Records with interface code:

#####

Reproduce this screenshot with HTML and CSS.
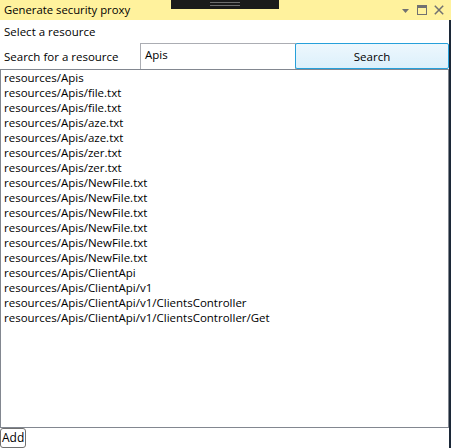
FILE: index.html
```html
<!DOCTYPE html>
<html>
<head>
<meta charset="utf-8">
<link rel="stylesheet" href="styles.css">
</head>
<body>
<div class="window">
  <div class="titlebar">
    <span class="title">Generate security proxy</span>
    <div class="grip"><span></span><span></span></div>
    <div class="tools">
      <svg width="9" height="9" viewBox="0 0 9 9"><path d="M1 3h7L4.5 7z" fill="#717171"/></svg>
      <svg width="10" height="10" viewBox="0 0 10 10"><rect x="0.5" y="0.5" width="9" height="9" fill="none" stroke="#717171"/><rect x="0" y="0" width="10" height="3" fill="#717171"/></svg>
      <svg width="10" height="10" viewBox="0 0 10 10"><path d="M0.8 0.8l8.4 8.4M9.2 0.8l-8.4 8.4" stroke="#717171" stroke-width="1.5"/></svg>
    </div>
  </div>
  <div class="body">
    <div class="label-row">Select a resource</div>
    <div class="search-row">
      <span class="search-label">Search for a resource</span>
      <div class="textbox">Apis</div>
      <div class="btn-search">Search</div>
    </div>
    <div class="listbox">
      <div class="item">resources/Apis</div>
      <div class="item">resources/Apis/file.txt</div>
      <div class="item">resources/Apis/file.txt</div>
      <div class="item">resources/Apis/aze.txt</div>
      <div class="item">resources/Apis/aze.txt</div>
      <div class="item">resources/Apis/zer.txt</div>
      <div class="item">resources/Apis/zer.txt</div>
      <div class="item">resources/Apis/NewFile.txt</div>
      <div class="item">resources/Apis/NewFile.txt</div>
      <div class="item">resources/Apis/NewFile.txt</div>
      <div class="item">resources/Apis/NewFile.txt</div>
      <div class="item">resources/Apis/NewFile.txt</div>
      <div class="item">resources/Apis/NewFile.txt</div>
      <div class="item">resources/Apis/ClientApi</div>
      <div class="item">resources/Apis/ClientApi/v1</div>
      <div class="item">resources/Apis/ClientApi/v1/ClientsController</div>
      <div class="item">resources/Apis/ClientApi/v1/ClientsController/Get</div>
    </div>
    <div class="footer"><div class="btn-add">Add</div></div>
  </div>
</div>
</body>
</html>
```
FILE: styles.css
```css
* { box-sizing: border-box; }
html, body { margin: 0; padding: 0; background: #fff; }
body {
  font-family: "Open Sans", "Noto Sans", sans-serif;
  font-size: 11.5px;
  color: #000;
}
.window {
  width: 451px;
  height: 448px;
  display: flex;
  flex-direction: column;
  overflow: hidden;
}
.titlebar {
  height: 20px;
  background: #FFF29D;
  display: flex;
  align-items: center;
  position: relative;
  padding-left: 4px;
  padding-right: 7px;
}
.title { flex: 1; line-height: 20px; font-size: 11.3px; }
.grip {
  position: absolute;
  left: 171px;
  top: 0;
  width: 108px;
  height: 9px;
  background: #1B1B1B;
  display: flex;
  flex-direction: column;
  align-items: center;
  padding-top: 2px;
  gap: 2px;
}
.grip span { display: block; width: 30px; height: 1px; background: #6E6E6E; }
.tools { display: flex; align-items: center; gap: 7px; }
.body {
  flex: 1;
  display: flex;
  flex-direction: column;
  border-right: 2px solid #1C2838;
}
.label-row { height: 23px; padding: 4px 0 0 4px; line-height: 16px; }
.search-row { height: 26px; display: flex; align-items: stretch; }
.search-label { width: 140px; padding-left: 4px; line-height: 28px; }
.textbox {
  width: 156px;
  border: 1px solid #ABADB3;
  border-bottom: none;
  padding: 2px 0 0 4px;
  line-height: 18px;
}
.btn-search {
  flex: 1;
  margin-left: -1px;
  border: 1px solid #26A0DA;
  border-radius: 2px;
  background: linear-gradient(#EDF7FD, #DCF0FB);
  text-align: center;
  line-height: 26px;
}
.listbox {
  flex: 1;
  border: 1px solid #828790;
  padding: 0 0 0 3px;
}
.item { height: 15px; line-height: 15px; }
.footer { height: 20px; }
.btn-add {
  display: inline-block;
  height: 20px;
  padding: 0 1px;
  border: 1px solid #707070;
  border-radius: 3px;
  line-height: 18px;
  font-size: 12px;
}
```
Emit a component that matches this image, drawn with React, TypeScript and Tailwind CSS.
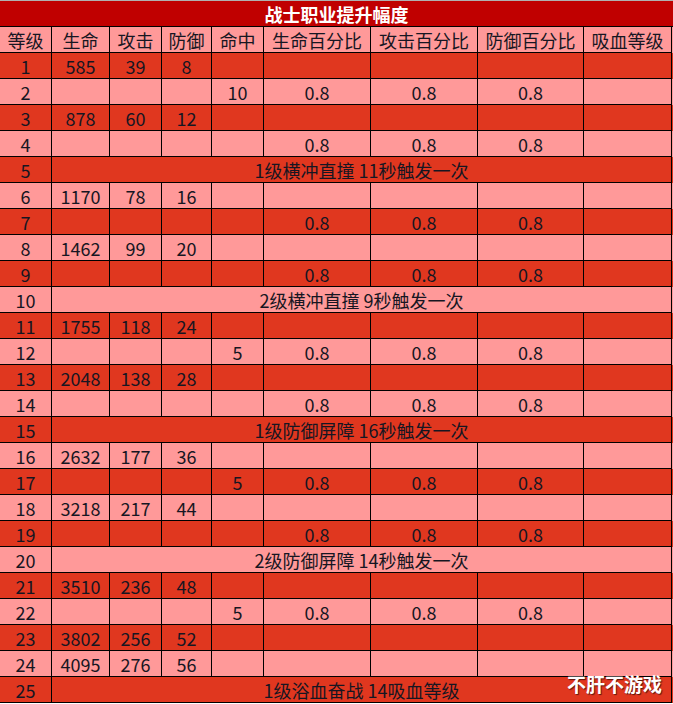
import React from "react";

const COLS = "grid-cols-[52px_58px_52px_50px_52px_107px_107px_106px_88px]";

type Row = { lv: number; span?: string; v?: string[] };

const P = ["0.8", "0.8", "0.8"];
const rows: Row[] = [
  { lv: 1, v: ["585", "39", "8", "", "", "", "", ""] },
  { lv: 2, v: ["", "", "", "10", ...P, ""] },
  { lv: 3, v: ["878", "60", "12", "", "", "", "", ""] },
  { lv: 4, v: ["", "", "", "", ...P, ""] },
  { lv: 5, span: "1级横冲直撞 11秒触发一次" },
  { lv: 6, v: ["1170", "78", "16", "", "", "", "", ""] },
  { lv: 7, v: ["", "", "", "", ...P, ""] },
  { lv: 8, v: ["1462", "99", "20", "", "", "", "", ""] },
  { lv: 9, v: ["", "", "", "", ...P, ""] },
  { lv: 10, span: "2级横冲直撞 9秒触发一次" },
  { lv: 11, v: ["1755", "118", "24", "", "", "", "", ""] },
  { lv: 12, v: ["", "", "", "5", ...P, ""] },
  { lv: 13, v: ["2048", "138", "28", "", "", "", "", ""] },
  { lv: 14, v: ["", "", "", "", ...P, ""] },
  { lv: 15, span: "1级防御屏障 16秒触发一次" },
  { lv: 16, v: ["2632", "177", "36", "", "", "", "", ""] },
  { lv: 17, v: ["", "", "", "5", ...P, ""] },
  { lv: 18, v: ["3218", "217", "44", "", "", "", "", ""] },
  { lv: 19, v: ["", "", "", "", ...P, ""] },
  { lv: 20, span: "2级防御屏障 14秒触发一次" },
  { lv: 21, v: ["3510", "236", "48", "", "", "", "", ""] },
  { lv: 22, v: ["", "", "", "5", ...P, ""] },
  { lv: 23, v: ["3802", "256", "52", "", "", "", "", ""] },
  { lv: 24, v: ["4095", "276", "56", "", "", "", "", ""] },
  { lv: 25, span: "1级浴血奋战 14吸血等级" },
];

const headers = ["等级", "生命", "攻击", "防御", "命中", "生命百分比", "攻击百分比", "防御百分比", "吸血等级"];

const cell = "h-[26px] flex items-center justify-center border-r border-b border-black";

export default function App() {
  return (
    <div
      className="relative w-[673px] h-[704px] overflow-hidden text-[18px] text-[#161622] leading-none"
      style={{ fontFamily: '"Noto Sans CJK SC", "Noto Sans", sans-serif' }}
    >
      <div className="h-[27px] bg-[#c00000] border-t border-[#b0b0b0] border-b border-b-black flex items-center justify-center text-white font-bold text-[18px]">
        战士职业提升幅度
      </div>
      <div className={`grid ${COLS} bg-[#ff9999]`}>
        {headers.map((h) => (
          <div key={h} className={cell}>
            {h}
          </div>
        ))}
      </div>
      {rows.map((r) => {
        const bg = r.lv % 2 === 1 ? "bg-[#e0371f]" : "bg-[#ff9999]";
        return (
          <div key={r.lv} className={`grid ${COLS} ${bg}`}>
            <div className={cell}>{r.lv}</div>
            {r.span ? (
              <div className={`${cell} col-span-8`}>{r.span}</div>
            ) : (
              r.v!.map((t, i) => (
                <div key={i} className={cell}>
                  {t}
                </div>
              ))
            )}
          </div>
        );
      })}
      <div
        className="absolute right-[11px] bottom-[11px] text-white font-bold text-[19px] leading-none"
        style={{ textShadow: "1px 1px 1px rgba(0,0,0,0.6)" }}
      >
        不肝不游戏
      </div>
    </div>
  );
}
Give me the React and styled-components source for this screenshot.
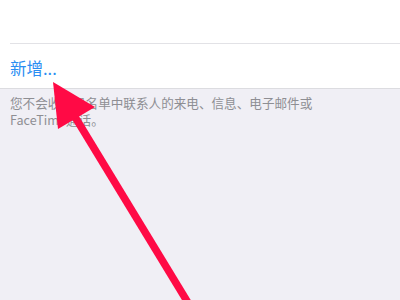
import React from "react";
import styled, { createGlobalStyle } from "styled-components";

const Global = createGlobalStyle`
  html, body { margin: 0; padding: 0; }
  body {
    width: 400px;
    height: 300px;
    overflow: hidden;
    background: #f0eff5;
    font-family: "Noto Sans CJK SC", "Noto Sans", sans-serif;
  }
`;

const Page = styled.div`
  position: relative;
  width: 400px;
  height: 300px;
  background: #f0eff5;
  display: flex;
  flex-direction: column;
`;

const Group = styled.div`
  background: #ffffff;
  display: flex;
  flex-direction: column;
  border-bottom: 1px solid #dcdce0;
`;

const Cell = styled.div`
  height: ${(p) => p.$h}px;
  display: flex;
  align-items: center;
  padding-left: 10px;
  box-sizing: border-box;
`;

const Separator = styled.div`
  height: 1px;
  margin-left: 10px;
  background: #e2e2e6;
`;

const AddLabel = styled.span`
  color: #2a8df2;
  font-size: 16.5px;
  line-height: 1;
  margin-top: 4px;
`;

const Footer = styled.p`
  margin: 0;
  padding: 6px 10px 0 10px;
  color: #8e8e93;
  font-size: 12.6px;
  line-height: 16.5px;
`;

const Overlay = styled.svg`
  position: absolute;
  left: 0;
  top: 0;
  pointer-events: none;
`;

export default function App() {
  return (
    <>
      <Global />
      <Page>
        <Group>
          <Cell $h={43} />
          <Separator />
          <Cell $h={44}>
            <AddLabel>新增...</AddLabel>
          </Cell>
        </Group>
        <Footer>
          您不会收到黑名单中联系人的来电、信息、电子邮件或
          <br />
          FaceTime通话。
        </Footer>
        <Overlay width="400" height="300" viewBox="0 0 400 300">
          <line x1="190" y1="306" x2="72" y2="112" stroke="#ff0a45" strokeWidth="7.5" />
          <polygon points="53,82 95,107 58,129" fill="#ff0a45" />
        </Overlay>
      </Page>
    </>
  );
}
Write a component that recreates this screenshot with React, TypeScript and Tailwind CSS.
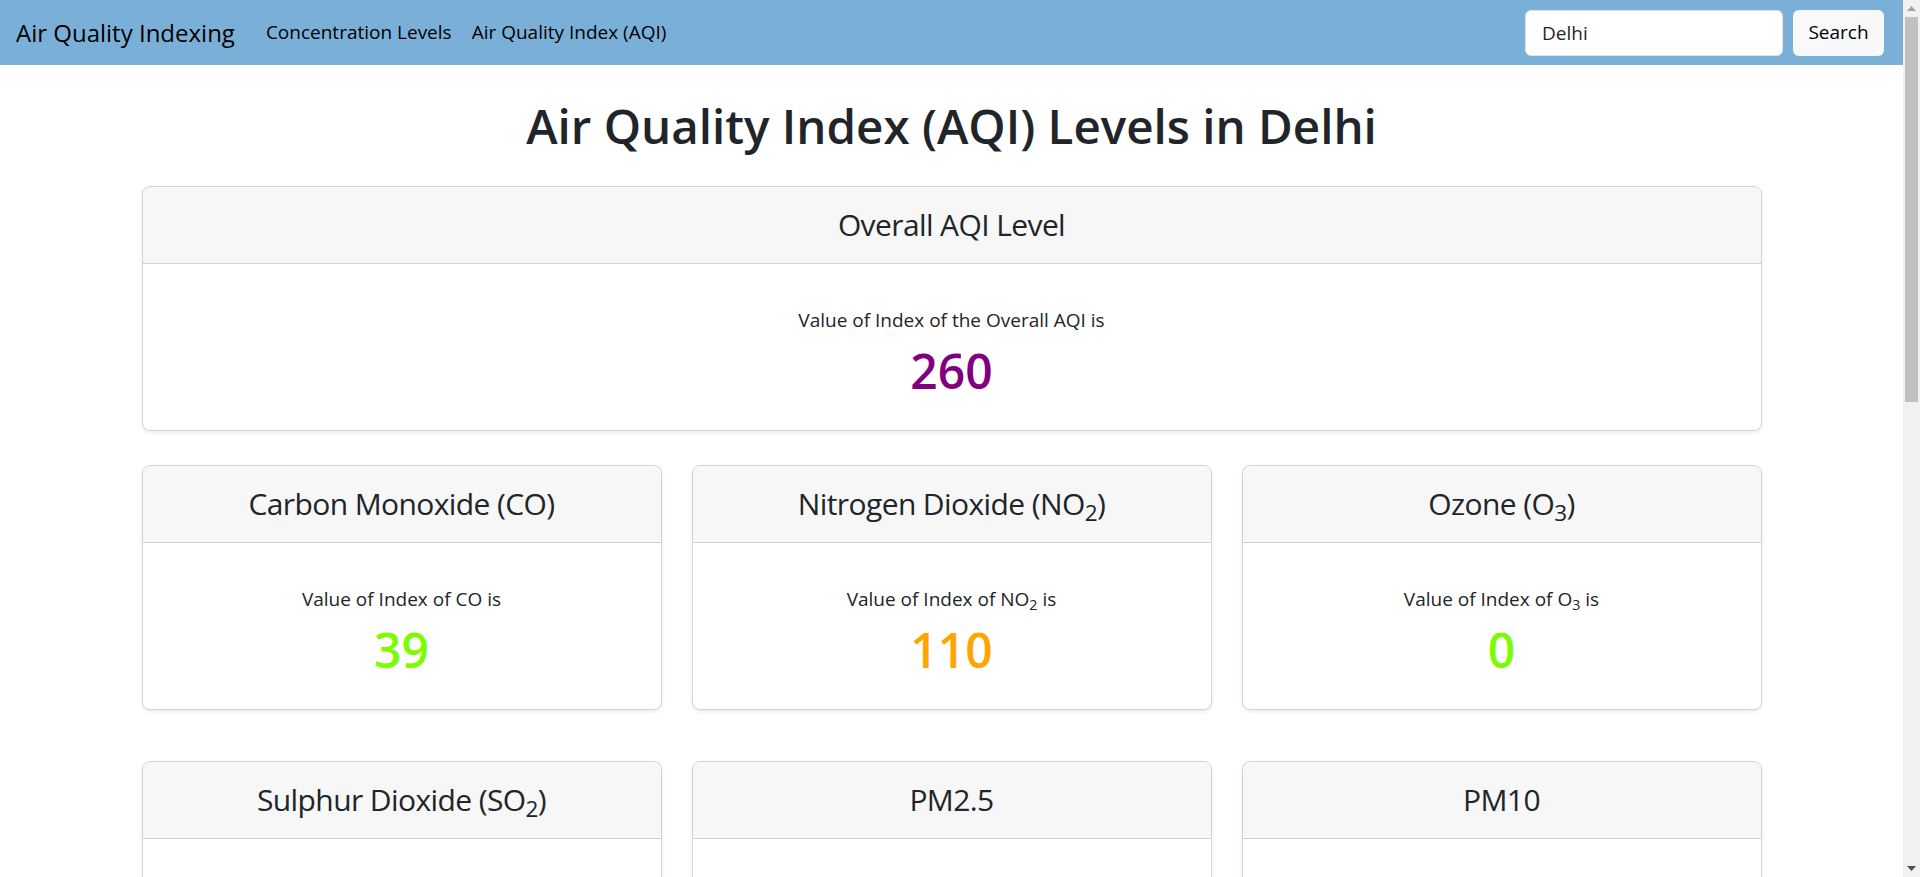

#####

EXERCISE DIRECTIONS: Beginning with the line with "Give me the", repeat the entries above exactly, up to and including the last line, leaving out pictures.

SOLUTION FOR THIS TASK:
Give me the React and styled-components source for this screenshot.
import React from "react";
import styled, { createGlobalStyle } from "styled-components";

const Global = createGlobalStyle`
  html, body { margin: 0; padding: 0; }
  body {
    width: 400px;
    height: 300px;
    overflow: hidden;
    background: #f0eff5;
    font-family: "Noto Sans CJK SC", "Noto Sans", sans-serif;
  }
`;

const Page = styled.div`
  position: relative;
  width: 400px;
  height: 300px;
  background: #f0eff5;
  display: flex;
  flex-direction: column;
`;

const Group = styled.div`
  background: #ffffff;
  display: flex;
  flex-direction: column;
  border-bottom: 1px solid #dcdce0;
`;

const Cell = styled.div`
  height: ${(p) => p.$h}px;
  display: flex;
  align-items: center;
  padding-left: 10px;
  box-sizing: border-box;
`;

const Separator = styled.div`
  height: 1px;
  margin-left: 10px;
  background: #e2e2e6;
`;

const AddLabel = styled.span`
  color: #2a8df2;
  font-size: 16.5px;
  line-height: 1;
  margin-top: 4px;
`;

const Footer = styled.p`
  margin: 0;
  padding: 6px 10px 0 10px;
  color: #8e8e93;
  font-size: 12.6px;
  line-height: 16.5px;
`;

const Overlay = styled.svg`
  position: absolute;
  left: 0;
  top: 0;
  pointer-events: none;
`;

export default function App() {
  return (
    <>
      <Global />
      <Page>
        <Group>
          <Cell $h={43} />
          <Separator />
          <Cell $h={44}>
            <AddLabel>新增...</AddLabel>
          </Cell>
        </Group>
        <Footer>
          您不会收到黑名单中联系人的来电、信息、电子邮件或
          <br />
          FaceTime通话。
        </Footer>
        <Overlay width="400" height="300" viewBox="0 0 400 300">
          <line x1="190" y1="306" x2="72" y2="112" stroke="#ff0a45" strokeWidth="7.5" />
          <polygon points="53,82 95,107 58,129" fill="#ff0a45" />
        </Overlay>
      </Page>
    </>
  );
}
Write a component that recreates this screenshot with React, TypeScript and Tailwind CSS.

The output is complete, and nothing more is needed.